Shepard goes on to dramatise this stalemate through the figure of Cecilia, a bewitching American innocent (a lovely dizzy performance by Janet McTeer) who acts as a bridge between the play's two worlds. Vinnie fell for her at a supermarket checkout; but as he and Carter relate to other people only by exploiting them, they dispatch her on another mission to Simms - who amazes her with a flood of heartfelt admiration, which he is able to express because he wants nothing from her. Similarly, where Vinnie and Carter are into horse-racing for profitable scams, Simms's passion is for the disinterested study of blood lines. He knows their game, and he has stopped playing it.

Shepard's work has taken many forms, but it has usually been rooted in the violent myths of American pop culture. In Simpatico he discards them. The last act reversal, where Sean McGinley's superb Carter is reduced to a shivering wreck, confirms the two conspirators as a pair of theatrical has-beens, who can hardly remember their own plot, and whose power to wound has dried up, like Kipling's ancient cobra dashing its venomless fangs against the stones of the Cold Lairs. James Macdonald's electrifying production reveals an author still developing like a forest fire.

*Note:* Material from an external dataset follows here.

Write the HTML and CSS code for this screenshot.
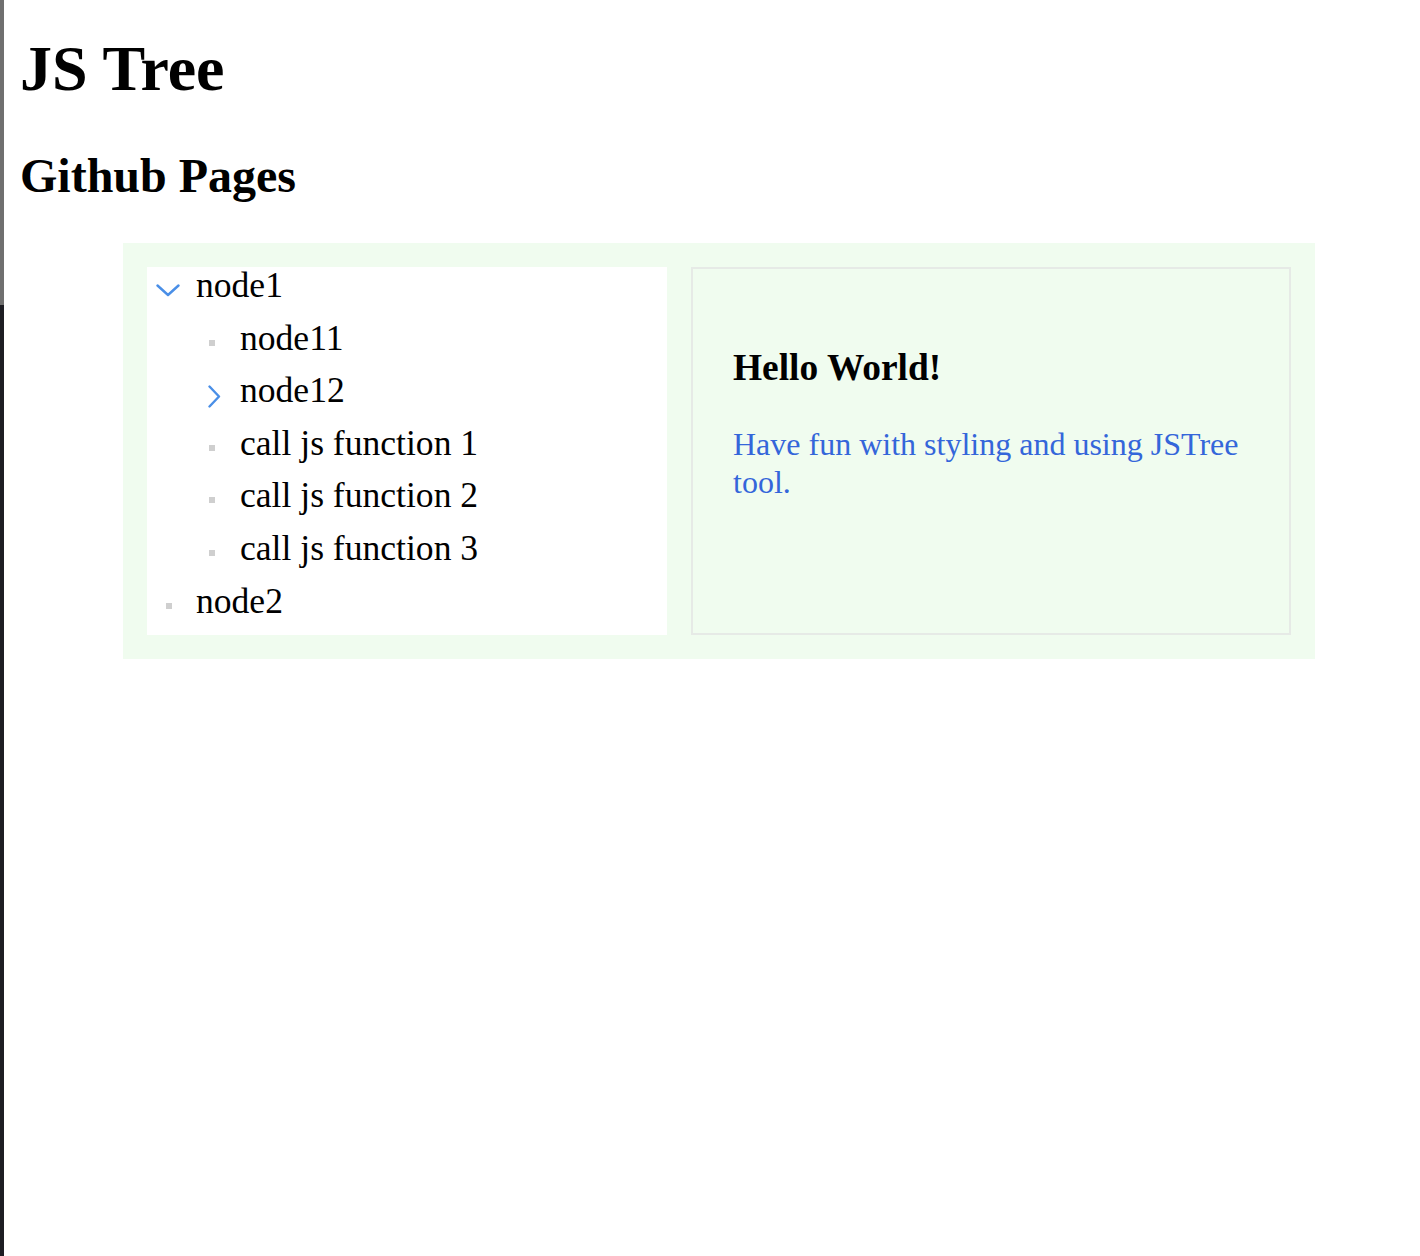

"Nothing works!" yells the runaway mother towards the end of Philip Osment's What I Did in the Holidays. Too true. The farm roof leaks like a colander, there's no electricity and no running water, though they have been digging a well since the first scene. The whole family are slogging their guts out, and the farm gives nothing back. Such is the home life of young Morley (Anthony Taylor) during the rainy Devonshire summer before he starts grammar school. Then comes the arrival of two Glaswegian hikers, who his father seizes upon as more unpaid labour for the agricultural succubus that is draining their lives.

Osment's basic fable is that of an impasse unblocked by a catalyst. He tells a good story with plenty of laughs. He also excels in imaginative flashes that reveal what these people might have been in other circumstances; and in picking up life's little accidents - such as the disruption of a picnic by a rogue hornet - to unleash hostilities inside the group. With the exception of the catalytic Cathy (Penny Layden), everybody behaves badly. But in Mike Alfreds' lovingly individualised produc-tion there is nobody, from the snakily manipulative father (Chris Crooks) to the sneaky young protagonist, whom you can dislike.

With Field Day's impassive Uncle Vanya installed at the Tricycle, Robert Sturua's production of The Seagull presents the opposite Chekhovian extreme. It opens with the flight of a paper dart, thrown by the unseen Masha; it ends with Arkadina fearfully counting out the lotto numbers as the other players back away from the table. Everywhere you sense the hand of the director. Picking and choosing beween Sturua's effects, I disliked the idea of treating Dr Dorn (Michael Carter) as a detached intermediary between the characters and the audience, and the imposition of an obsessively lachrymose atmosphere on the Nina-Kostya reunion. Conversely, there are some superb insights: such as Masha (Aisling O'Sullivan) mimicking Nina's hand gestures on the lakeside stage; and the steward Shamraev (Keith Bartlett) emerging both as the real boss of the estate, and as a man who makes a sharp distinction between Arkadina's two roles as an irritating employer and a revered celebrity. The casting, including Michael Sheen's volcanic Kostya and Kate Beckinsale's steadily freezing Nina, is mainly spot-on. But too often it yields judgemental performances: particularly Aden Gillett's Trigorin, who seems to have been told never to look at anybody, and Deborah Findlay's Arkadina, a cari- cature of greedy thespian vanity. Still, Giya Kancheli's elegiac music is transfixingly beautiful.

Roger Michell's production of Under Milk Wood gives the Olivier stage machinery its most ambitious outing since The Wind in the Willows. Not only the stage floor but the whole cubic space is engaged (in William Dudley's design), as Captain Cat's drowned shipmates drift up to the fly- tower as if from the sea bed, and the central revolve lifts and tilts into Llareggub Hill. Apart from Steven Speirs' show-stopping performance of Mr Wakldo's rude ditty, "Come and Sweep my Chimbley", and Denis Graham's delivery of the Rev Eli's "Sunset Poem", the playing is pretty routine. But what really disqualifies the show is its mockery of radio, with a lumbering Down Your Way commentator and a scripted studio scene. Radio performance brought Dylan Thomas's text to imaginative life more than this bag of redundant visual tricks.

`Simpatico': Royal Court, SW1, 0171 730 1745. `What I Did in the Holidays': Drill Hall, WC1, 0171 637 8270. `The Seagull': Guildford Yvonne Arnaud, 0148 344 0000, from 24 Apr. `Under Milk Wood': Olivier, SE1, 0171 928 2252.